Perhaps Fassbinder needed this extraordinary degree of precision to counterbalance the chaos of the film's action and emotions. All of those qualities are embodied by the uniformly brilliant cast, including many of his regular actors. Margit Carstensen stands out as the frantically self-abasing groupie; but she is virtually unrecognizable with eyeglass lenses thick as the bottoms of Coke bottles. Could this be the lead of The Bitter Tears of Petra von Kant, Martha, and Fear of Fear? Yes! But the star turn is multi-talented Kurt Raab, who worked with Fassbinder as designer, actor, co-writer, and more, on over 30 films. Raab is hysterical in the lead role of Walter; his every inflection and gesture pure comic brilliance.

The design of the film is a perfect foil for the action. It is both one of Fassbinder's most stylish pictures, with dozens of striking but subtle compositions, and most seamless, with all the elements working together in harmony. Peer Raben has written another inspired score (although the main title music here was initially heard under the climactic scene in Chinese Roulette). The music has a jaunty yet sinister quality which buoys the film, yet allows Fassbinder complete freedom in "conducting" the cast, camera movements, and editing to his own rhythms. All of these elements help create a sort of skewed parallel universe, where people's tastes in house paint colors and fashions, not to mention ultra-kinky romance, are off, and where sadomasochism, violence, and multiple forms of spewing are blithely accepted as the daily norm.

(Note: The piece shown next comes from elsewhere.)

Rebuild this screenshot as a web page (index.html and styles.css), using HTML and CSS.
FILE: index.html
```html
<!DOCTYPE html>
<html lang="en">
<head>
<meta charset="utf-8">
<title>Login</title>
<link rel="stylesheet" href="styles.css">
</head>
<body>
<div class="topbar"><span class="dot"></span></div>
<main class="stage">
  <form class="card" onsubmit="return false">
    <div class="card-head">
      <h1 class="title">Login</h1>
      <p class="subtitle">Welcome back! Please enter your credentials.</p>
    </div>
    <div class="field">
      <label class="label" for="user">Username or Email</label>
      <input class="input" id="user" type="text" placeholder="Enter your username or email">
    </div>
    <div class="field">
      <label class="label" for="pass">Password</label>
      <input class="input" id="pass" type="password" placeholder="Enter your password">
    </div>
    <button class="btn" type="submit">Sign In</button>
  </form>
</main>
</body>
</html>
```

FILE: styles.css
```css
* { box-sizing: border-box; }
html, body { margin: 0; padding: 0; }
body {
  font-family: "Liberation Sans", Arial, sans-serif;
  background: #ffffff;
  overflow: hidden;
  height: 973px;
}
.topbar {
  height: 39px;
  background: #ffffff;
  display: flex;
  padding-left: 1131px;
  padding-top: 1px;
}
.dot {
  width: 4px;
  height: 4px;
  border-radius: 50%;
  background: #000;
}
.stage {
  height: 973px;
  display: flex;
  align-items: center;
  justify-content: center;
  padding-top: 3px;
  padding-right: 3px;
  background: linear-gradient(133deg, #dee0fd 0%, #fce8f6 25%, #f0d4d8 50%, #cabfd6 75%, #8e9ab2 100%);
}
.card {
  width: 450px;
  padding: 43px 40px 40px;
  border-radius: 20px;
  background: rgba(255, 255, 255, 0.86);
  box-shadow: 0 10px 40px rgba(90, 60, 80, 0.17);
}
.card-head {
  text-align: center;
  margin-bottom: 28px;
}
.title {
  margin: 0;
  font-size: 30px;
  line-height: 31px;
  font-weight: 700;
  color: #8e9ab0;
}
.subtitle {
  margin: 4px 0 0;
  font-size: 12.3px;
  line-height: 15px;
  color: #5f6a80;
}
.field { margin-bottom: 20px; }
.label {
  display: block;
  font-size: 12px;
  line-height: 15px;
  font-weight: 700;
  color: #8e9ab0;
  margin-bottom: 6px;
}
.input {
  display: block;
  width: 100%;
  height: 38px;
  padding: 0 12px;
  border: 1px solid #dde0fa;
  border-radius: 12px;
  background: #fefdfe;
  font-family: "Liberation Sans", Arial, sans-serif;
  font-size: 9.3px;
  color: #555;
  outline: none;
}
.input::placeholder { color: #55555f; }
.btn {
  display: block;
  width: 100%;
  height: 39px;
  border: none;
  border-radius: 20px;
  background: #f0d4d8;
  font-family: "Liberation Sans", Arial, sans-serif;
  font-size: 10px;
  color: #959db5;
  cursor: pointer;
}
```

Satan's Brew? Although initially puzzling, the title is a key to the film, which is both diabolical - a self-indulgent hell on earth - and intoxicatingly funny. For an artist like Fassbinder, it should be noted that a "poet," Walter - with a free-range id - is the prime mover behind all the chaos. As Walter says at one point, "True genius lies in madness." Fassbinder, a genius at complexity and paradox, has created a world that is simultaneously wildly subversive (in its energy, colorfulness and unbridled freedom) yet deeply conservative (for who could live in such an insane society).

It is no accident that Fassbinder made Walter an avatar of the gay German romantic poet, Stefan George (1868-1933). As we know from some of the film's most hilarious scenes, he founded his own influential literary circle (but unlike Walter did not need to pay his disciples). George used symbolic imagery and precisely arranged "harmonious" words to produce aesthetic intoxication; one cannot help comparing that to Fassbinder's meticulous care in arranging the images, sounds, and rhythms in this film. Of course, George's affectations, obsession with power, and sexual hypocrisy undercut his utopian goals - a paradox which fascinated Fassbinder.

Walter, of course, never shared George's ideals; he was thrilled just being a magnet for people eager to worship him. Ultimately we are left not with persons but impersonators - from Walter to his fawning fans and beyond - whose emptiness (emotional, creative, even spiritual) demands subjugation and humiliation - an acting out of their own self-loathing, itself a product of their emotional wounds which they refuse to confront. From that debasement to fascism, Fassbinder implies, is only a small step. Here, The Master is the comically diminished Walter, and nascent totalitarianism is represented by only a small cell. But history shows where else those tendencies can lead.

Satan's Brew seems one of Fassbinder's most audacious creations, simultaneously a deliriously effervescent romp and a pitch-black satire on self-deception, anarchy, and the allure of fascism. From a certain - perhaps optimistically twisted - point of view, it might even inspire some people to imagine a better world than our own, although it would be the complete negation of the one here.

It isn't like any other Fassbinder film5
This film makes me laugh out loud every time I see it. Kurt Raab really brings down the house here - in this intelligent comedy about loss of identity. This has a lot of the same charm as Almodovar's 'What Have I Done to Deserve This' (in fact, I would suggest that movie as a companion piece to this one)

Fassbinder's films always abound with intelligence and esoteric meaning - I have seen this movie several times and would watch it again at the drop of a hat - I always catch little things I did not notice before. Anyway, watch this movie for Kurt Raab's performance alone!